■ DATA EXCERPT ■
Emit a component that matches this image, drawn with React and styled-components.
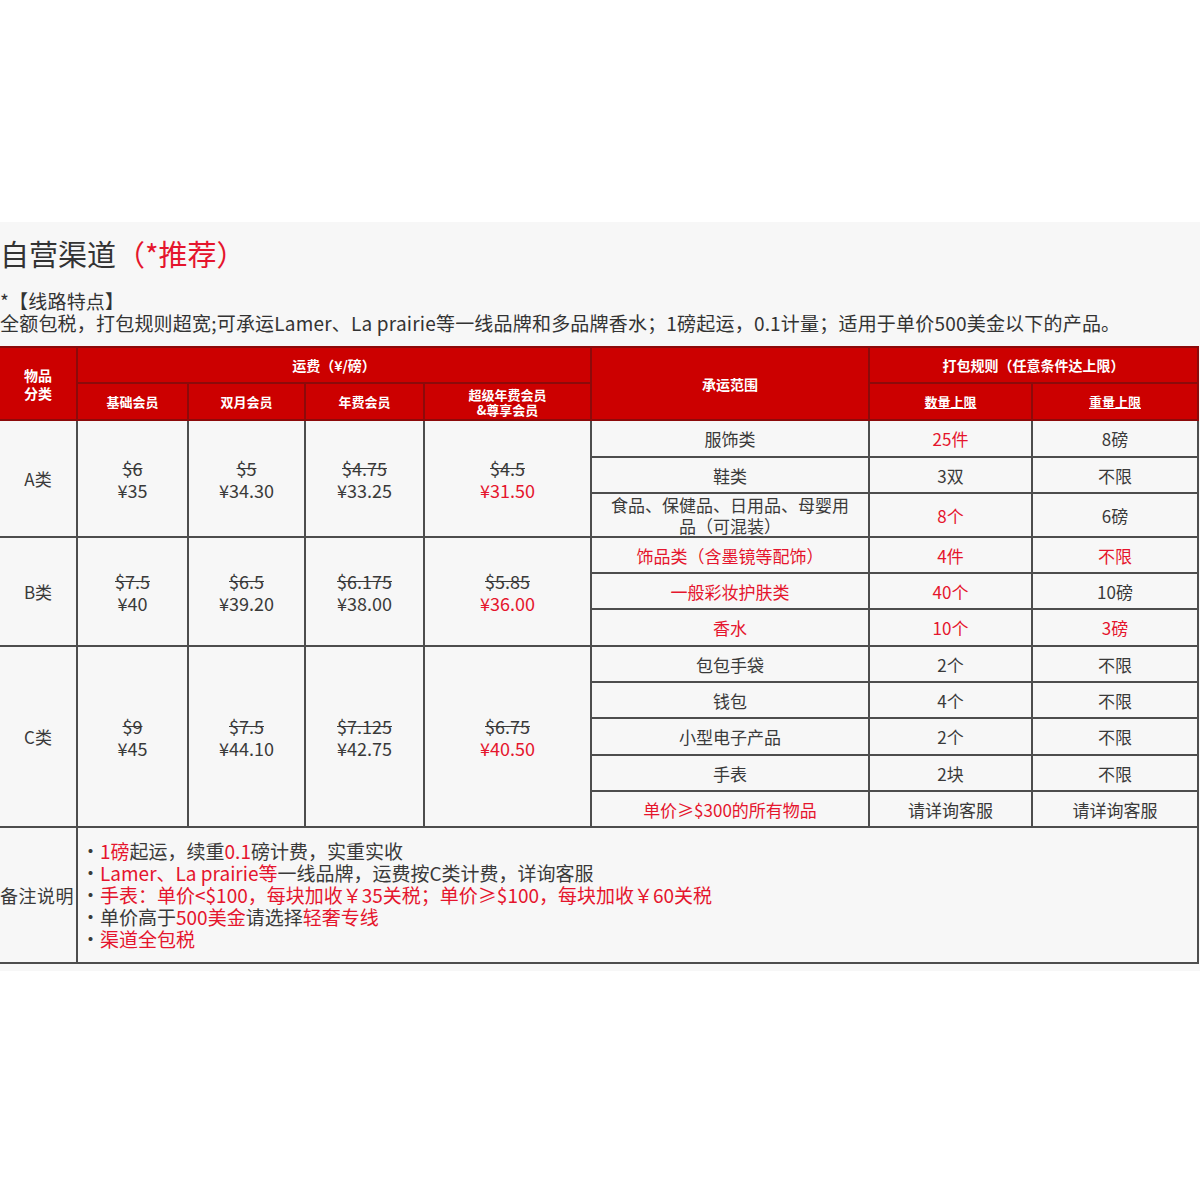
import React from 'react';
import styled, { createGlobalStyle } from 'styled-components';

const GlobalStyle = createGlobalStyle`
    body {
        margin: 0;
        background: #fff;
        font-family: "Noto Sans CJK SC", "Noto Sans", sans-serif;
        color: #3a3a3a;
    }
`;

const Page = styled.div`
    padding-top: 222px;
    min-height: 978px;
    background: #fff;
`;

const Section = styled.section`
    background: #f7f7f7;
    padding: 14px 0 7px;
`;

const Title = styled.h2`
    margin: 0;
    font-size: 29px;
    line-height: 34px;
    font-weight: normal;
    color: #333;
`;

const Red = styled.span`
    color: #e5152d;
`;

const Intro = styled.div`
    margin-top: 20px;
    font-size: 19px;
    letter-spacing: 0.2px;
    line-height: 22px;
    color: #333;
`;

const Table = styled.table`
    margin-top: 12px;
    width: 1198px;
    border-collapse: collapse;
    table-layout: fixed;
    font-size: 17px;
    line-height: 21px;
`;

const Th = styled.th`
    background: #cc0000;
    color: #fff;
    font-weight: bold;
    font-size: ${props => props.small ? '13px' : '14px'};
    line-height: ${props => props.small ? '15px' : '18px'};
    border: 2px solid #8c0a0a;
    border-left: ${props => props.first ? 'none' : '2px solid #8c0a0a'};
    text-align: center;
    vertical-align: middle;
    padding: 0 2px;
    text-decoration: ${props => props.link ? 'underline' : 'none'};
`;

const Td = styled.td`
    border: 2px solid #4d4d4d;
    border-left: ${props => props.first ? 'none' : '2px solid #4d4d4d'};
    text-align: ${props => props.left ? 'left' : 'center'};
    vertical-align: middle;
    padding: ${props => props.left ? '12px 4px 12px 3px' : '0 2px'};
    font-size: ${props => props.big ? '19px' : '17px'};
    color: ${props => props.red ? '#e5152d' : '#3a3a3a'};
`;

const Label = styled(Td)`
    padding: 0;
    font-size: 18px;
    letter-spacing: 0.5px;
    white-space: nowrap;
    text-align: left;
`;

const Old = styled.div`
    font-size: 18px;
    line-height: 22px;
    text-decoration: line-through;
    color: #3a3a3a;
`;

const Now = styled.div`
    font-size: 18px;
    line-height: 22px;
    color: ${props => props.red ? '#e5152d' : '#3a3a3a'};
`;

const Note = styled.div`
    line-height: 22px;
`;

const widths = [77, 111, 117, 119, 167, 278, 163, 166];

const groups = [
    {
        name: 'A类',
        prices: [['$6', '¥35'], ['$5', '¥34.30'], ['$4.75', '¥33.25'], ['$4.5', '¥31.50']],
        rows: [
            { h: 37, scope: ['服饰类'], qty: ['25件', true], wt: ['8磅'] },
            { h: 36, scope: ['鞋类'], qty: ['3双'], wt: ['不限'] },
            { h: 44, scope: [<>食品、保健品、日用品、母婴用<br />品（可混装）</>], qty: ['8个', true], wt: ['6磅'] },
        ],
    },
    {
        name: 'B类',
        prices: [['$7.5', '¥40'], ['$6.5', '¥39.20'], ['$6.175', '¥38.00'], ['$5.85', '¥36.00']],
        rows: [
            { h: 36, scope: ['饰品类（含墨镜等配饰）', true], qty: ['4件', true], wt: ['不限', true] },
            { h: 36, scope: ['一般彩妆护肤类', true], qty: ['40个', true], wt: ['10磅'] },
            { h: 37, scope: ['香水', true], qty: ['10个', true], wt: ['3磅', true] },
        ],
    },
    {
        name: 'C类',
        prices: [['$9', '¥45'], ['$7.5', '¥44.10'], ['$7.125', '¥42.75'], ['$6.75', '¥40.50']],
        rows: [
            { h: 36, scope: ['包包手袋'], qty: ['2个'], wt: ['不限'] },
            { h: 36, scope: ['钱包'], qty: ['4个'], wt: ['不限'] },
            { h: 37, scope: ['小型电子产品'], qty: ['2个'], wt: ['不限'] },
            { h: 36, scope: ['手表'], qty: ['2块'], wt: ['不限'] },
            { h: 36, scope: ['单价≥$300的所有物品', true], qty: ['请详询客服'], wt: ['请详询客服'] },
        ],
    },
];

function GroupRows({ group }) {
    const span = group.rows.length;
    return group.rows.map((row, i) => (
        <tr key={i} style={{ height: row.h }}>
            {i === 0 && (
                <>
                    <Td first rowSpan={span}>{group.name}</Td>
                    {group.prices.map((p, j) => (
                        <Td key={j} rowSpan={span}>
                            <Old>{p[0]}</Old>
                            <Now red={j === 3}>{p[1]}</Now>
                        </Td>
                    ))}
                </>
            )}
            <Td red={row.scope[1]}>{row.scope[0]}</Td>
            <Td red={row.qty[1]}>{row.qty[0]}</Td>
            <Td red={row.wt[1]}>{row.wt[0]}</Td>
        </tr>
    ));
}

export default function App() {
    return (
        <Page>
            <GlobalStyle />
            <Section>
                <Title>自营渠道<Red>（*推荐）</Red></Title>
                <Intro>
                    <div>*【线路特点】</div>
                    <div>全额包税，打包规则超宽;可承运Lamer、La prairie等一线品牌和多品牌香水；1磅起运，0.1计量；适用于单价500美金以下的产品。</div>
                </Intro>
                <Table>
                    <colgroup>
                        {widths.map((w, i) => <col key={i} style={{ width: w }} />)}
                    </colgroup>
                    <thead>
                        <tr style={{ height: 36 }}>
                            <Th first rowSpan={2}>物品<br />分类</Th>
                            <Th colSpan={4}>运费（¥/磅）</Th>
                            <Th rowSpan={2}>承运范围</Th>
                            <Th colSpan={2}>打包规则（任意条件达上限）</Th>
                        </tr>
                        <tr style={{ height: 37 }}>
                            <Th small>基础会员</Th>
                            <Th small>双月会员</Th>
                            <Th small>年费会员</Th>
                            <Th small>超级年费会员<br />&amp;尊享会员</Th>
                            <Th small link>数量上限</Th>
                            <Th small link>重量上限</Th>
                        </tr>
                    </thead>
                    <tbody>
                        {groups.map(g => <GroupRows key={g.name} group={g} />)}
                        <tr>
                            <Label first>备注说明</Label>
                            <Td left big colSpan={7}>
                                <Note>·<Red>1磅</Red>起运，续重<Red>0.1</Red>磅计费，实重实收</Note>
                                <Note>·<Red>Lamer、La prairie等</Red>一线品牌，运费按C类计费，详询客服</Note>
                                <Note>·<Red>手表：单价&lt;$100，每块加收￥35关税；单价≥$100，每块加收￥60关税</Red></Note>
                                <Note>·单价高于<Red>500美金</Red>请选择<Red>轻奢专线</Red></Note>
                                <Note>·<Red>渠道全包税</Red></Note>
                            </Td>
                        </tr>
                    </tbody>
                </Table>
            </Section>
        </Page>
    );
}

■ WHAT THE EXERCISE ASKS ■
In this exercise, set down all of the data exactly, without the pictures.

■ PROBLEM SOLUTION ■
Emit a component that matches this image, drawn with React and styled-components.
import React from 'react';
import styled, { createGlobalStyle } from 'styled-components';

const GlobalStyle = createGlobalStyle`
    body {
        margin: 0;
        background: #fff;
        font-family: "Noto Sans CJK SC", "Noto Sans", sans-serif;
        color: #3a3a3a;
    }
`;

const Page = styled.div`
    padding-top: 222px;
    min-height: 978px;
    background: #fff;
`;

const Section = styled.section`
    background: #f7f7f7;
    padding: 14px 0 7px;
`;

const Title = styled.h2`
    margin: 0;
    font-size: 29px;
    line-height: 34px;
    font-weight: normal;
    color: #333;
`;

const Red = styled.span`
    color: #e5152d;
`;

const Intro = styled.div`
    margin-top: 20px;
    font-size: 19px;
    letter-spacing: 0.2px;
    line-height: 22px;
    color: #333;
`;

const Table = styled.table`
    margin-top: 12px;
    width: 1198px;
    border-collapse: collapse;
    table-layout: fixed;
    font-size: 17px;
    line-height: 21px;
`;

const Th = styled.th`
    background: #cc0000;
    color: #fff;
    font-weight: bold;
    font-size: ${props => props.small ? '13px' : '14px'};
    line-height: ${props => props.small ? '15px' : '18px'};
    border: 2px solid #8c0a0a;
    border-left: ${props => props.first ? 'none' : '2px solid #8c0a0a'};
    text-align: center;
    vertical-align: middle;
    padding: 0 2px;
    text-decoration: ${props => props.link ? 'underline' : 'none'};
`;

const Td = styled.td`
    border: 2px solid #4d4d4d;
    border-left: ${props => props.first ? 'none' : '2px solid #4d4d4d'};
    text-align: ${props => props.left ? 'left' : 'center'};
    vertical-align: middle;
    padding: ${props => props.left ? '12px 4px 12px 3px' : '0 2px'};
    font-size: ${props => props.big ? '19px' : '17px'};
    color: ${props => props.red ? '#e5152d' : '#3a3a3a'};
`;

const Label = styled(Td)`
    padding: 0;
    font-size: 18px;
    letter-spacing: 0.5px;
    white-space: nowrap;
    text-align: left;
`;

const Old = styled.div`
    font-size: 18px;
    line-height: 22px;
    text-decoration: line-through;
    color: #3a3a3a;
`;

const Now = styled.div`
    font-size: 18px;
    line-height: 22px;
    color: ${props => props.red ? '#e5152d' : '#3a3a3a'};
`;

const Note = styled.div`
    line-height: 22px;
`;

const widths = [77, 111, 117, 119, 167, 278, 163, 166];

const groups = [
    {
        name: 'A类',
        prices: [['$6', '¥35'], ['$5', '¥34.30'], ['$4.75', '¥33.25'], ['$4.5', '¥31.50']],
        rows: [
            { h: 37, scope: ['服饰类'], qty: ['25件', true], wt: ['8磅'] },
            { h: 36, scope: ['鞋类'], qty: ['3双'], wt: ['不限'] },
            { h: 44, scope: [<>食品、保健品、日用品、母婴用<br />品（可混装）</>], qty: ['8个', true], wt: ['6磅'] },
        ],
    },
    {
        name: 'B类',
        prices: [['$7.5', '¥40'], ['$6.5', '¥39.20'], ['$6.175', '¥38.00'], ['$5.85', '¥36.00']],
        rows: [
            { h: 36, scope: ['饰品类（含墨镜等配饰）', true], qty: ['4件', true], wt: ['不限', true] },
            { h: 36, scope: ['一般彩妆护肤类', true], qty: ['40个', true], wt: ['10磅'] },
            { h: 37, scope: ['香水', true], qty: ['10个', true], wt: ['3磅', true] },
        ],
    },
    {
        name: 'C类',
        prices: [['$9', '¥45'], ['$7.5', '¥44.10'], ['$7.125', '¥42.75'], ['$6.75', '¥40.50']],
        rows: [
            { h: 36, scope: ['包包手袋'], qty: ['2个'], wt: ['不限'] },
            { h: 36, scope: ['钱包'], qty: ['4个'], wt: ['不限'] },
            { h: 37, scope: ['小型电子产品'], qty: ['2个'], wt: ['不限'] },
            { h: 36, scope: ['手表'], qty: ['2块'], wt: ['不限'] },
            { h: 36, scope: ['单价≥$300的所有物品', true], qty: ['请详询客服'], wt: ['请详询客服'] },
        ],
    },
];

function GroupRows({ group }) {
    const span = group.rows.length;
    return group.rows.map((row, i) => (
        <tr key={i} style={{ height: row.h }}>
            {i === 0 && (
                <>
                    <Td first rowSpan={span}>{group.name}</Td>
                    {group.prices.map((p, j) => (
                        <Td key={j} rowSpan={span}>
                            <Old>{p[0]}</Old>
                            <Now red={j === 3}>{p[1]}</Now>
                        </Td>
                    ))}
                </>
            )}
            <Td red={row.scope[1]}>{row.scope[0]}</Td>
            <Td red={row.qty[1]}>{row.qty[0]}</Td>
            <Td red={row.wt[1]}>{row.wt[0]}</Td>
        </tr>
    ));
}

export default function App() {
    return (
        <Page>
            <GlobalStyle />
            <Section>
                <Title>自营渠道<Red>（*推荐）</Red></Title>
                <Intro>
                    <div>*【线路特点】</div>
                    <div>全额包税，打包规则超宽;可承运Lamer、La prairie等一线品牌和多品牌香水；1磅起运，0.1计量；适用于单价500美金以下的产品。</div>
                </Intro>
                <Table>
                    <colgroup>
                        {widths.map((w, i) => <col key={i} style={{ width: w }} />)}
                    </colgroup>
                    <thead>
                        <tr style={{ height: 36 }}>
                            <Th first rowSpan={2}>物品<br />分类</Th>
                            <Th colSpan={4}>运费（¥/磅）</Th>
                            <Th rowSpan={2}>承运范围</Th>
                            <Th colSpan={2}>打包规则（任意条件达上限）</Th>
                        </tr>
                        <tr style={{ height: 37 }}>
                            <Th small>基础会员</Th>
                            <Th small>双月会员</Th>
                            <Th small>年费会员</Th>
                            <Th small>超级年费会员<br />&amp;尊享会员</Th>
                            <Th small link>数量上限</Th>
                            <Th small link>重量上限</Th>
                        </tr>
                    </thead>
                    <tbody>
                        {groups.map(g => <GroupRows key={g.name} group={g} />)}
                        <tr>
                            <Label first>备注说明</Label>
                            <Td left big colSpan={7}>
                                <Note>·<Red>1磅</Red>起运，续重<Red>0.1</Red>磅计费，实重实收</Note>
                                <Note>·<Red>Lamer、La prairie等</Red>一线品牌，运费按C类计费，详询客服</Note>
                                <Note>·<Red>手表：单价&lt;$100，每块加收￥35关税；单价≥$100，每块加收￥60关税</Red></Note>
                                <Note>·单价高于<Red>500美金</Red>请选择<Red>轻奢专线</Red></Note>
                                <Note>·<Red>渠道全包税</Red></Note>
                            </Td>
                        </tr>
                    </tbody>
                </Table>
            </Section>
        </Page>
    );
}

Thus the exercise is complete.